- [WHAT YOU ARE ASKED TO DO]: Data follows below. Repeat exactly the lines between the line holding "Write the React, TypeScript" and the line holding "the dialog ---------- */", inclusive, and nothing more; drop pictures.

- [RAW RECORDS]:
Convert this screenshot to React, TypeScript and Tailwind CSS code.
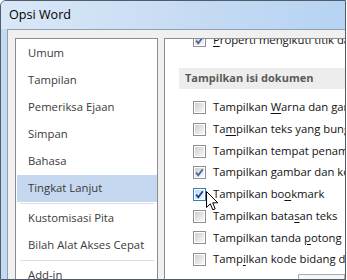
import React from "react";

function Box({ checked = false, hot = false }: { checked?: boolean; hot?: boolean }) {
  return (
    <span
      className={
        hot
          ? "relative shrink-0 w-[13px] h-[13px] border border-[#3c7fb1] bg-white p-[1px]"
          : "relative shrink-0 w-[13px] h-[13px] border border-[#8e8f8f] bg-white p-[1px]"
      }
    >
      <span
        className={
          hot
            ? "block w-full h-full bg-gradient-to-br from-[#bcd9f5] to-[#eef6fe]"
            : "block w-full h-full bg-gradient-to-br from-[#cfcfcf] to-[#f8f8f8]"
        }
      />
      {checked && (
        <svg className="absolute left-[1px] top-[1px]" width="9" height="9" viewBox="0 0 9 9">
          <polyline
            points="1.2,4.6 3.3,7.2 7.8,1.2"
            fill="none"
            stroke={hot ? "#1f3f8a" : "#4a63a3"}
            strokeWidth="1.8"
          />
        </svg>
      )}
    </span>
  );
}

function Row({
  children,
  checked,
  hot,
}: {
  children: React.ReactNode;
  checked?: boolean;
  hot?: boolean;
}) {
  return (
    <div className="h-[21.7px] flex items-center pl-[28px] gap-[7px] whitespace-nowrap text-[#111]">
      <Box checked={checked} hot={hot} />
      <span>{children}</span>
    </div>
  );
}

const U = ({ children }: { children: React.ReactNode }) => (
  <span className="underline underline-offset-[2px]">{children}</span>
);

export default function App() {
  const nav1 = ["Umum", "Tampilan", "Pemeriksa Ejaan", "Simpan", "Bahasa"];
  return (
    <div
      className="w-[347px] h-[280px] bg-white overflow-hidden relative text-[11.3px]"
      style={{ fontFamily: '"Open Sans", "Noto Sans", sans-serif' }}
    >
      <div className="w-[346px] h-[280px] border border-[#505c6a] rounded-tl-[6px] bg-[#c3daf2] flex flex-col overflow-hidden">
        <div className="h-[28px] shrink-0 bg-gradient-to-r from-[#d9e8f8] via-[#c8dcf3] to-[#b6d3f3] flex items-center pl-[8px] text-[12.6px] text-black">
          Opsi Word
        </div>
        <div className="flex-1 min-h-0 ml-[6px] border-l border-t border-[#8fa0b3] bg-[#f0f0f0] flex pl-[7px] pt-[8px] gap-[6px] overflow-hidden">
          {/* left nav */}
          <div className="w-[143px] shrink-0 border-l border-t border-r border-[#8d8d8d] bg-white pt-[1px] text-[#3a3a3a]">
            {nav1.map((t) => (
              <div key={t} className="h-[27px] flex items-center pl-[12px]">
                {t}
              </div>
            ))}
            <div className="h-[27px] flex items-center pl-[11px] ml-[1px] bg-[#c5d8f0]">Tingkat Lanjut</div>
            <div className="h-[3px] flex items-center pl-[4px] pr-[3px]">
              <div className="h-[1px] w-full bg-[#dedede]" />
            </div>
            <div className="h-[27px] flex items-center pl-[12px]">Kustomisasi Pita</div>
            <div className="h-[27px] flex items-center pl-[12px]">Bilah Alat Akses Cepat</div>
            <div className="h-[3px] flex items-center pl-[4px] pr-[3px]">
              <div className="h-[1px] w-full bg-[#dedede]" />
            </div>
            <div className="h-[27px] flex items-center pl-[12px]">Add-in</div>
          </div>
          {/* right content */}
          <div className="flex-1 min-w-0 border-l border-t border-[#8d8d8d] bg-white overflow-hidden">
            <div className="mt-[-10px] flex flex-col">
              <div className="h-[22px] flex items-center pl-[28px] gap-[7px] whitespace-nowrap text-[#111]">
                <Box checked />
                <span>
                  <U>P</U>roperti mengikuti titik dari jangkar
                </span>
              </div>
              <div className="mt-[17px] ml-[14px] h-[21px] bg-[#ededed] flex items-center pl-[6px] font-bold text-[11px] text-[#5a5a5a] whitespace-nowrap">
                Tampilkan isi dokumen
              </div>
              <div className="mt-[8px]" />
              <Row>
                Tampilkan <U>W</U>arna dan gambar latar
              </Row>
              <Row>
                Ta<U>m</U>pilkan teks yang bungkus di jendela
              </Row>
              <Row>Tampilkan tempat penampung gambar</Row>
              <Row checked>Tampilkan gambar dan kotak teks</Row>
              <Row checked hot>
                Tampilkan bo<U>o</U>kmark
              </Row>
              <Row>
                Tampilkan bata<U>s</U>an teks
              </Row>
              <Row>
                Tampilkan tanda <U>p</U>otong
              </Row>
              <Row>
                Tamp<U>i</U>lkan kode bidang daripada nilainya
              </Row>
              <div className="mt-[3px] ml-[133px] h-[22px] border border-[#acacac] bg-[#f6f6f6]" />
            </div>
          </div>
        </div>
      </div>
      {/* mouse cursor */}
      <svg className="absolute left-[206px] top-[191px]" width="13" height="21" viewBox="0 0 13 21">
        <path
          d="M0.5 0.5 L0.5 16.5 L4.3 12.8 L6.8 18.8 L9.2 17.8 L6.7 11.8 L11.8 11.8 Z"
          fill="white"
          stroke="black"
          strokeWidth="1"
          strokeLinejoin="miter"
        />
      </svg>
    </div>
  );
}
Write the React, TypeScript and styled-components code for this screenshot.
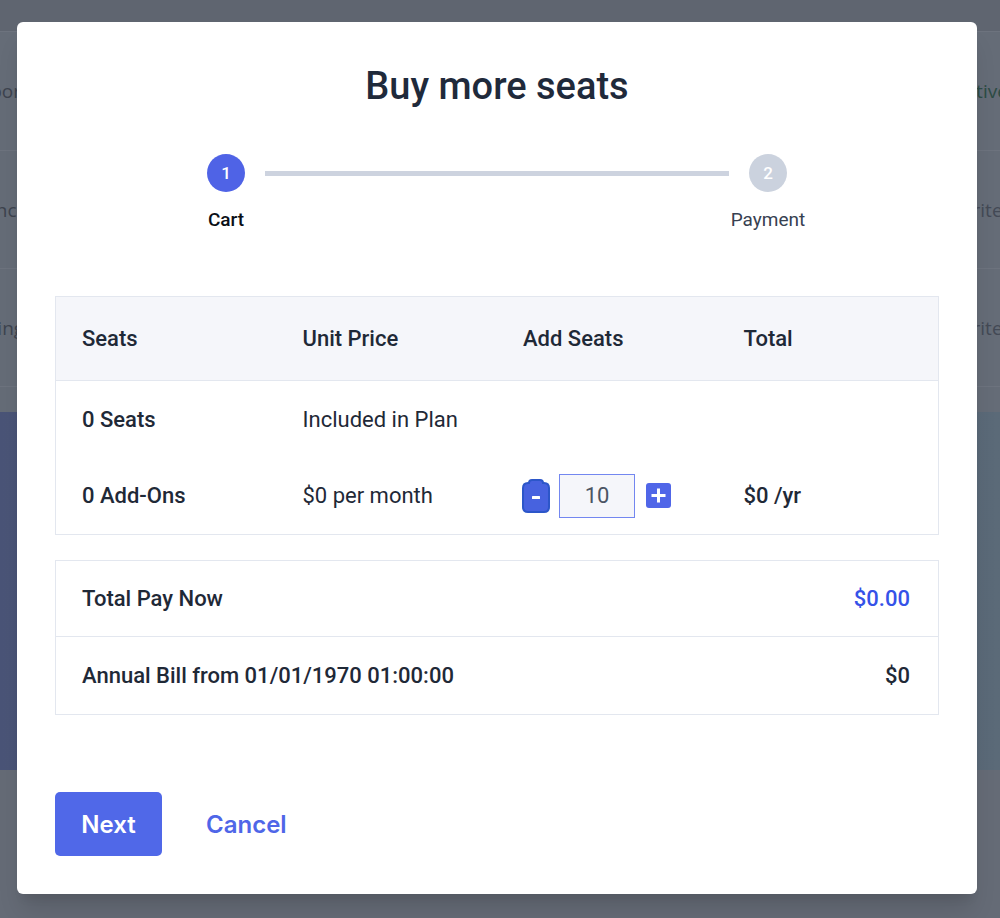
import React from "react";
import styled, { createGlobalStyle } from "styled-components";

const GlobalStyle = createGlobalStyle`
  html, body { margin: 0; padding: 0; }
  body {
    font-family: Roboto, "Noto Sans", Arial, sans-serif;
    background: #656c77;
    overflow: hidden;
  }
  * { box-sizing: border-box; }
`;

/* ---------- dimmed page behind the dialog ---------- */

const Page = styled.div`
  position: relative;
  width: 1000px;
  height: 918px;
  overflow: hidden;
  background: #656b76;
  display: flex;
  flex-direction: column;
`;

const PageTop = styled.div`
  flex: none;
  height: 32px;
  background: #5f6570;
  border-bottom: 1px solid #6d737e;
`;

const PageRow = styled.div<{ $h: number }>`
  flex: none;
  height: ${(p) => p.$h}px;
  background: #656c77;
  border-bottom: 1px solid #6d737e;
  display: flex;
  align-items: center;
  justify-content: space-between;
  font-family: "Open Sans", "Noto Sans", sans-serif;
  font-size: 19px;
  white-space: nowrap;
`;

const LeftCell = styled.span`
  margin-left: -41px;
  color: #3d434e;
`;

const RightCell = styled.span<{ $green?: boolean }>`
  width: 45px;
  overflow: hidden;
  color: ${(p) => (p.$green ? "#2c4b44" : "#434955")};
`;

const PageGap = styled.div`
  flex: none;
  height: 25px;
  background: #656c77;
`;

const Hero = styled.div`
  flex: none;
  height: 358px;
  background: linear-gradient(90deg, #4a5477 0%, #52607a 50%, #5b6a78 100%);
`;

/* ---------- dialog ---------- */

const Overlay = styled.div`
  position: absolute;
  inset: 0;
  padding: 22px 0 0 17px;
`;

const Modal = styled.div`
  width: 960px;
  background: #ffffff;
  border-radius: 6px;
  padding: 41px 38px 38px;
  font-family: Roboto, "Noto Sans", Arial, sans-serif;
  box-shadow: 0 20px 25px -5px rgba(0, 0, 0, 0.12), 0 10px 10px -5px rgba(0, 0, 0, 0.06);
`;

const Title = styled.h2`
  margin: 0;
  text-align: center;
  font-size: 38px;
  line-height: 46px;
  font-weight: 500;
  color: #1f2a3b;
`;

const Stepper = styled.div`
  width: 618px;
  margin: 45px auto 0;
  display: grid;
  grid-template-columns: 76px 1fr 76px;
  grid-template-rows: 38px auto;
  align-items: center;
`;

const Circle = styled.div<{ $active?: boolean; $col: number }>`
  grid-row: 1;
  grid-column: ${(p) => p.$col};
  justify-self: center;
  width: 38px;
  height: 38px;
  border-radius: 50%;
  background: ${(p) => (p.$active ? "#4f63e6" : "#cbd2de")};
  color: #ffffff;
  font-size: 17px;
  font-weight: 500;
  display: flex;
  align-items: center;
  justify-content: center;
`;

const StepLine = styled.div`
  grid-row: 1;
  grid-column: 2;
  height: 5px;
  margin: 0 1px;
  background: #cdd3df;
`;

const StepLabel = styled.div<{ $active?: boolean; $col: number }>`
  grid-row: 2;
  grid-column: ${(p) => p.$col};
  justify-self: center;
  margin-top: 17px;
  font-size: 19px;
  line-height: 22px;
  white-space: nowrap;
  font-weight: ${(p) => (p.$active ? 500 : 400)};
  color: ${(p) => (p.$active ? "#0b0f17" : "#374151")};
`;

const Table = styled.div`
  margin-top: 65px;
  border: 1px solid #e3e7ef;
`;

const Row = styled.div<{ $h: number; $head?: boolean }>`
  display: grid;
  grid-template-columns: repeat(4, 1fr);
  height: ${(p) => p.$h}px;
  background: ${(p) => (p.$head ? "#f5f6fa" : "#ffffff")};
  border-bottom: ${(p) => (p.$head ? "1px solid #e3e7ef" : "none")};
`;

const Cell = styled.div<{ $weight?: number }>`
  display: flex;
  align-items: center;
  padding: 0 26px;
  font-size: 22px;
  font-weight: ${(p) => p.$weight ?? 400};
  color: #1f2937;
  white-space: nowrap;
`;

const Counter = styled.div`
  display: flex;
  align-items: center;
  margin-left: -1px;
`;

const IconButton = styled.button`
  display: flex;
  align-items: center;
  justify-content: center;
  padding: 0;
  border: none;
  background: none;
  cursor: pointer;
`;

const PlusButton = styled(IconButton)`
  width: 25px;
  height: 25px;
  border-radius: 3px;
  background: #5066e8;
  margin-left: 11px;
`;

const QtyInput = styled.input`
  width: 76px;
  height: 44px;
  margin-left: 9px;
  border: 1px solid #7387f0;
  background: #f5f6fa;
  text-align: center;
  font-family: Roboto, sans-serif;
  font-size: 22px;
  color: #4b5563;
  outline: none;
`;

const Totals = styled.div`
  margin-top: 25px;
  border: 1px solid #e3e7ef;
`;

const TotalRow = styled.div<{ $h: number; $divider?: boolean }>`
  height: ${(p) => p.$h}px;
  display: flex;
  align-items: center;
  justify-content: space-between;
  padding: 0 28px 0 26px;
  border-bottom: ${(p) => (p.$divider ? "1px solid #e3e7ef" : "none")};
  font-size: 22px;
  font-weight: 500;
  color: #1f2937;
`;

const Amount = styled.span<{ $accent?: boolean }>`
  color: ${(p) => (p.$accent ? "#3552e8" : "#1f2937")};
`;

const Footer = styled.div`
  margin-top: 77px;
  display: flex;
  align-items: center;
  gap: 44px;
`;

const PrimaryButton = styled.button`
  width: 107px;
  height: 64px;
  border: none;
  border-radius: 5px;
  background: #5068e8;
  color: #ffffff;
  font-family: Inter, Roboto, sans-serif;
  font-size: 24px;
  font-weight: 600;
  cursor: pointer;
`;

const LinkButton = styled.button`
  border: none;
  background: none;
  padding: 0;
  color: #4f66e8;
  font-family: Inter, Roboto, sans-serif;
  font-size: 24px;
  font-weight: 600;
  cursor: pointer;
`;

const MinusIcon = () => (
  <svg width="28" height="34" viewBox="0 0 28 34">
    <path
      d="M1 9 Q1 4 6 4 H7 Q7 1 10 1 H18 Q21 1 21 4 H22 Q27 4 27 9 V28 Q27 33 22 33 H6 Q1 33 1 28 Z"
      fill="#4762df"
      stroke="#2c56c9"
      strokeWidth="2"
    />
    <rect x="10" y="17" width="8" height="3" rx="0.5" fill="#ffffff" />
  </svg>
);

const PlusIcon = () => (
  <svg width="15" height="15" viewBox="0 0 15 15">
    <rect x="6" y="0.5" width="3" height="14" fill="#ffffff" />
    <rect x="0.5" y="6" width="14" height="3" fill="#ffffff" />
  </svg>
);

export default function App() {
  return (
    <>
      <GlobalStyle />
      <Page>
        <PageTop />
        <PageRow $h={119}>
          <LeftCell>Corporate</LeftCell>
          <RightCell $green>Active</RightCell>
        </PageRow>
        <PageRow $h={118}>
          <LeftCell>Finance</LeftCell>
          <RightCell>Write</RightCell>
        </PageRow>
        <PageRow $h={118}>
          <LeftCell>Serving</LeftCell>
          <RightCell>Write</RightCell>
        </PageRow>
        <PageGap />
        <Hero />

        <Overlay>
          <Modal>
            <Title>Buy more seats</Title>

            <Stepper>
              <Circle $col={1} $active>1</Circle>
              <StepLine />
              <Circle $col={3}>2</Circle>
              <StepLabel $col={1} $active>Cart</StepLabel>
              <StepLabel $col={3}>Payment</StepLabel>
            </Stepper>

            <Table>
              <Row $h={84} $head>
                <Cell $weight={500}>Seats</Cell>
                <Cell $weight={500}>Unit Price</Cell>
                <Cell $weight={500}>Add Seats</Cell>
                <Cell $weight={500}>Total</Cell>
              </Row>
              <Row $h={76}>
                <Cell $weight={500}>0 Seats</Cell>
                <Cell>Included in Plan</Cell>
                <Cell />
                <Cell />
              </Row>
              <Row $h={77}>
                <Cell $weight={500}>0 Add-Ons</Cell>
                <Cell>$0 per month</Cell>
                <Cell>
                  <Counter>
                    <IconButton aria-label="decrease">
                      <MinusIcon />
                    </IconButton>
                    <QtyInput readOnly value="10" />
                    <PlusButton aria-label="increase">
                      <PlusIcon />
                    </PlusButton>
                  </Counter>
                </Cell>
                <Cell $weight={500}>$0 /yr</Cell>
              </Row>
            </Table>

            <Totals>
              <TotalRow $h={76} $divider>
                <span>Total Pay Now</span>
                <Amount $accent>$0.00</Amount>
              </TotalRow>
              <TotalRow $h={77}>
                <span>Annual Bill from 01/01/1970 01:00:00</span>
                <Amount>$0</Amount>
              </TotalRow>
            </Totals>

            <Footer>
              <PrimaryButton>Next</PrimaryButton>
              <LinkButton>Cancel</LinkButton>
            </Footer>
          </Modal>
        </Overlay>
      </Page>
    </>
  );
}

- [FULL SOLUTION]:
Write the React, TypeScript and styled-components code for this screenshot.
import React from "react";
import styled, { createGlobalStyle } from "styled-components";

const GlobalStyle = createGlobalStyle`
  html, body { margin: 0; padding: 0; }
  body {
    font-family: Roboto, "Noto Sans", Arial, sans-serif;
    background: #656c77;
    overflow: hidden;
  }
  * { box-sizing: border-box; }
`;

/* ---------- dimmed page behind the dialog ---------- */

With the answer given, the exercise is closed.